I let the students know that I would be attending a staff development the next day and to be on their best behavior for the substitute. My teaching partner next door promised to keep an eye out for me as well.. We shared a wall between our two classrooms This wall could be retracted if we needed to do so. When I returned from my absence, I heard horror stories from the students and the front office. Two of my boys from my afternoon class were in some hot water. I never ever would have thought that they would be the ones that I would have to talk to about their behavior. Never.

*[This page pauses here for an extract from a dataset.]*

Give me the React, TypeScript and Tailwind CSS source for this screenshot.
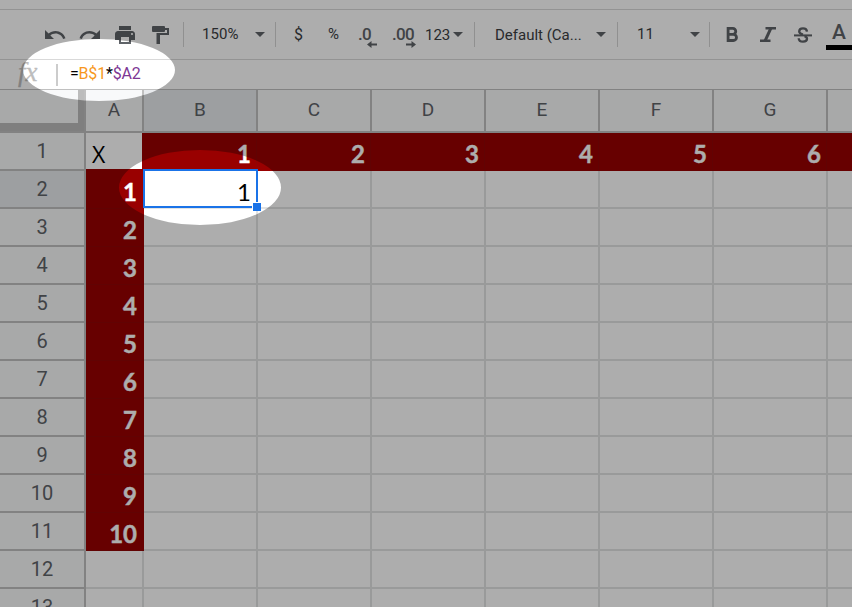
import React from "react";
import { MdUndo, MdRedo, MdPrint } from "react-icons/md";

const columns = ["B", "C", "D", "E", "F", "G", ""];
const rows = Array.from({ length: 13 }, (_, i) => i + 1);

function Separator({ className = "" }: { className?: string }) {
  return <div className={`h-[25px] w-px shrink-0 bg-[#d5d5d5] ${className}`} />;
}

function Caret({ className = "" }: { className?: string }) {
  return (
    <svg className={`h-[5px] w-[10px] shrink-0 fill-[#5f6368] ${className}`} viewBox="0 0 10 5">
      <path d="M0 0h10L5 5z" />
    </svg>
  );
}

function PaintRoller() {
  return (
    <svg className="ml-[15px] h-[18px] w-[17px] shrink-0 fill-[#5f6368]" viewBox="0 0 17 18">
      <path d="M1 0h11q1 0 1 1v1h4v7H8v9H4.500V7H15V4h-2v1q0 1-1 1H1Q0 6 0 5V1Q0 0 1 0z" />
    </svg>
  );
}

function Decimal({ label, right }: { label: string; right?: boolean }) {
  return (
    <div className="relative shrink-0 pb-px text-[17px] leading-5 font-medium tracking-[-0.700px] text-[#5f6368]">
      {label}
      <svg
        className={`absolute bottom-[-3px] h-[7px] w-[10px] fill-[#5f6368] ${right ? "right-[-2px]" : "right-[-6px]"}`}
        viewBox="0 0 10 7"
      >
        <path d={right ? "M0 2.500h5.500V0L10 3.500 5.500 7V4.500H0z" : "M10 2.500H4.500V0L0 3.500 4.500 7V4.500H10z"} />
      </svg>
    </div>
  );
}

function Toolbar() {
  return (
    <div className="flex h-[50px] items-center border-b border-[#d9d9d9] text-[15px] text-[#3c4043]">
      <MdUndo className="ml-[43px] size-6 shrink-0 text-[#5f6368]" />
      <MdRedo className="ml-[11px] size-6 shrink-0 text-[#5f6368]" />
      <MdPrint className="ml-[11px] size-6 shrink-0 text-[#5f6368]" />
      <PaintRoller />
      <Separator className="ml-[14px]" />
      <div className="ml-[18px] w-[53px] shrink-0 tracking-[0.100px]">150%</div>
      <Caret />
      <Separator className="ml-[10px]" />
      <div className="ml-[18px] w-[34px] shrink-0 text-[16px]">$</div>
      <div className="w-[30px] shrink-0">%</div>
      <div className="flex w-[67px] shrink-0 gap-[21px]">
        <Decimal label=".0" />
        <Decimal label=".00" right />
      </div>
      <div className="w-[28px] shrink-0 pt-px">123</div>
      <Caret />
      <Separator className="ml-[11px]" />
      <div className="ml-[20px] w-[101px] shrink-0 pt-px whitespace-nowrap">Default (Ca...</div>
      <Caret />
      <Separator className="ml-[11px]" />
      <div className="ml-[19px] w-[53px] shrink-0">11</div>
      <Caret />
      <Separator className="ml-[9px]" />
      <svg className="ml-[16px] h-[15px] w-[13px] shrink-0 fill-none stroke-[#5f6368]" strokeWidth="2.800" viewBox="0 0 13 15">
        <path d="M2 1.400h4.800a2.900 2.900 0 0 1 0 5.900H2M2 7.300h5.400a3.100 3.100 0 0 1 0 6.200H2M2.100 0v15" />
      </svg>
      <svg className="ml-[21px] h-[15px] w-[16px] shrink-0 fill-none stroke-[#5f6368]" strokeWidth="2.400" viewBox="0 0 16 15">
        <path d="M5.500 1.300H16M0 13.700h10.500" />
        <path d="M10.800 1.300L5.200 13.700" strokeWidth="3" />
      </svg>
      <div className="ml-[18px] grid h-[18px] w-[18px] shrink-0 place-items-center">
        <svg className="h-[16px] w-[18px] fill-none stroke-[#5f6368]" viewBox="0 0 18 16">
          <path d="M13 4.600C12.800 2.400 11.200 1.300 9 1.300S5.200 2.500 5.200 4.400C5.200 6.200 6.800 6.900 9 7.500" strokeWidth="2.300" />
          <path d="M10.500 9.200c1.700.6 2.500 1.300 2.500 2.600 0 1.800-1.600 2.900-4 2.900s-4.200-1.200-4.300-3.500" strokeWidth="2.300" />
          <path d="M0 8.400h18" strokeWidth="2" />
        </svg>
      </div>
      <div className="ml-[14px] flex w-[30px] shrink-0 flex-col self-start pt-[11px]">
        <span className="h-[24px] pl-[6px] text-[21px] leading-[23px] font-medium text-[#5f6368]">A</span>
        <span className="h-[5px] bg-black" />
      </div>
    </div>
  );
}

function FormulaBar() {
  return (
    <div className="flex h-[30px] items-center border-b border-[#c0c0c0]">
      <span className="ml-[18px] w-[38px] pb-[5px] font-['Liberation_Serif',serif] text-[27px] leading-[24px] text-[#bdbdbd] italic [-webkit-text-stroke:0.300px_#bdbdbd]">
        fx
      </span>
      <span className="h-[22px] w-[2px] bg-[#cccccc]" />
      <span className="ml-[12px] pb-[2px] text-[16px] leading-5 tracking-[-0.200px] whitespace-nowrap text-black">
        =<span className="text-[#f7981d]">B$1</span>*<span className="text-[#7e3794]">$A2</span>
      </span>
    </div>
  );
}

function ColumnHeaders() {
  return (
    <div className="flex h-[43px] text-[19px] text-[#5f6368]">
      <div className="flex h-[43px] w-[86px] shrink-0 border-r-2 border-b-2 border-[#c0c0c0]">
        <div className="h-full w-full border-r-[6px] border-b-[8px] border-[#bcbcbc] bg-[#f8f9fa]" />
      </div>
      <div className="grid w-[58px] shrink-0 place-items-center border-r-2 border-b-2 border-[#c0c0c0] bg-[#f8f9fa] pb-px">
        A
      </div>
      {columns.map((c) => (
        <div
          key={c}
          className={`grid w-[114px] shrink-0 place-items-center border-r-2 border-b-2 border-[#c0c0c0] pb-px ${
            c === "B" ? "bg-[#e8eaed]" : "bg-[#f8f9fa]"
          }`}
        >
          {c}
        </div>
      ))}
    </div>
  );
}

function Row({ n }: { n: number }) {
  const filled = n >= 2 && n <= 11;
  return (
    <div className="flex h-[38px] shrink-0 font-['Lato',sans-serif] text-[24px] leading-[38px]">
      <div
        className={`grid w-[86px] shrink-0 place-items-center border-r-2 border-b-2 border-[#c0c0c0] pb-px font-['Roboto',sans-serif] text-[20px] leading-6 text-[#5f6368] ${
          n === 2 ? "bg-[#e8eaed]" : "bg-[#f8f9fa]"
        }`}
      >
        {n}
      </div>
      {n === 1 ? (
        <div className="relative w-[56px] shrink-0 pt-[2px] pl-[6px] font-['Open_Sans',sans-serif] text-[23px] text-black">
          X
          <span className="absolute bottom-0 left-0 h-[2px] w-full bg-[#990000]" />
        </div>
      ) : (
        <div
          className={`w-[58px] shrink-0 pt-[2px] text-right font-bold text-white [-webkit-text-stroke:0.400px_white] ${
            filled
              ? "border-b border-[#8f0505] bg-[#990000] pr-[7px]"
              : "border-r-2 border-b-2 border-[#e2e3e3]"
          }`}
        >
          {filled ? n - 1 : ""}
        </div>
      )}
      {columns.map((c, i) =>
        n === 1 ? (
          <div
            key={c}
            className={`shrink-0 border-r border-[#8f0505] bg-[#990000] pt-[2px] pr-[5px] text-right font-bold text-white [-webkit-text-stroke:0.400px_white] ${
              i === 0 ? "w-[115px]" : "w-[114px]"
            }`}
          >
            {c && i + 1}
          </div>
        ) : (
          <div
            key={c}
            className="w-[114px] shrink-0 border-r-2 border-b-2 border-[#e2e3e3] pt-[2px] pr-[5px] text-right text-black"
          >
            {n === 2 && i === 0 ? "1" : ""}
          </div>
        ),
      )}
    </div>
  );
}

export default function App() {
  return (
    <div className="relative h-[607px] w-[852px] overflow-hidden bg-white font-['Roboto',sans-serif]">
      <div className="h-[10px] border-b border-[#d9d9d9]" />
      <Toolbar />
      <FormulaBar />
      <ColumnHeaders />
      <div className="flex flex-col">
        {rows.map((n) => (
          <Row key={n} n={n} />
        ))}
      </div>
      <div className="absolute top-[169px] left-[143px] h-[39px] w-[115px] border-2 border-[#1a73e8]">
        <span className="absolute right-[-5px] bottom-[-5px] size-[9px] border-t border-l border-white bg-[#1a73e8]" />
      </div>
      <svg className="absolute inset-0 h-[607px] w-[852px]" viewBox="0 0 852 607">
        <path
          fillRule="evenodd"
          className="fill-black/32"
          d="M0 0H852V607H0zM23 70a76 31 0 1 0 152 0a76 31 0 1 0-152 0zM119 187.500a81 37.500 0 1 0 162 0a81 37.500 0 1 0-162 0z"
        />
      </svg>
    </div>
  );
}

I don't know how they reached the terrarium, without the substitute knowing or if the substitute allowed it, but they were able to get their hands on the terrarium and the poor lizard. (I explicitly, in my plans, asked the substitute teacher to not take the terrarium down.) These rather calm boys got a hold of that lizard and tried to staple its head to the wall! I kid you not! I never ever would have thought that these two never-in-trouble-tranquilo boys would have done something so cruel. I was in state of complete shock. Needless to say, I calmly had a come-to-Jesus talk with these two boys. The previous day, the office had done their due diligence. Wow! That was a the worst incident of my long educational career. I felt disappointed and embarrassed at the same time. I was embarrassed because these were my kids. My kids rarely got into any trouble at all. Again, I never would have thought that this class would have done something like that. They were never problematic.
With those memories fresh in my mind, I am sure that my class would not have done something so crazy and extreme. I don't have any lizards and my terrarium hasn't been set up yet. What could they do with tons of books, pencils, notebooks, and anchor charts? I hope that they read and wrote wildly, shared ideas and work, collaborated and have lots of great things to tell me tomorrow. The lizards are safe!